While CDS that were part of basis trades no doubt account for some of the contracts Merrill had with Lehman, I don't think the basis trade is really the culprit here. The culprit is Merrill's outsized exposure to Lehman as a counterparty.
Addendum: When the ISDA announced the emergency trading session on the Sunday that Lehman collapsed, I had a good laugh, and took great pleasure in explaining to my wife all the reasons why the trading session, as well as the following few weeks in the CDS market, would be a clusterfuck of the highest order. At that point I was still a "former structured finance lawyer," so the situation was amusing to me. Of course, a few hours later my old boss called and said: "I need you to come back. This is gonna be Armaggedon." Since he's one of the nicest men on the face of the earth, I couldn't refuse. Karma is a bitch.
Here's my reply:
"Since Merrill was expected to collapse if it couldn't find a buyer, and news of the BofA deal had not yet leaked, counterparties were demanding that Merrill make huge upfront payments in order to enter into a CDS contract. And because Merrill had huge exposure to Lehman as a counterparty, it had a lot of contracts it needed to replace."

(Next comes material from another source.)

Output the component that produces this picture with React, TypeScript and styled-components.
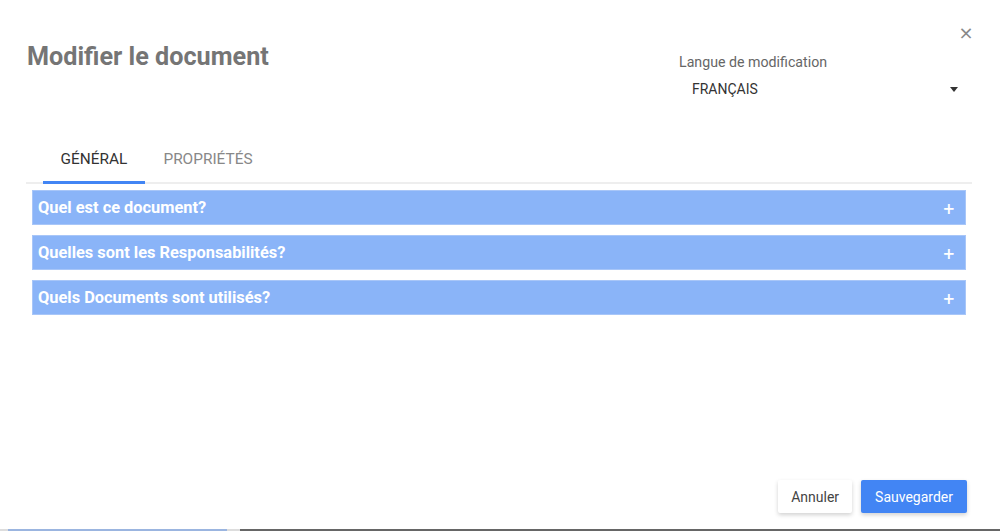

What you are describing is what I call a Calling Run. It's just my variation of Fisher's work on Debt-Deflation. From what you wrote, I am assuming that anyone familiar with the idea of a calling run could see the seeds of it when Merrill was hit as you described. From my point of view then, anyone familiar with these concepts could plainly see that allowing Lehman to fail could start a Calling Run, where investors started demanding money back in a ripple effect sort of manner, since that was what the Merrill reaction was. Assuming that you can follow my reasoning, since I'm not an expert in these matters, I am right about this?
Don the libertarian Democrat (I'm stuck with this name now, like the Goo Goo Dolls.)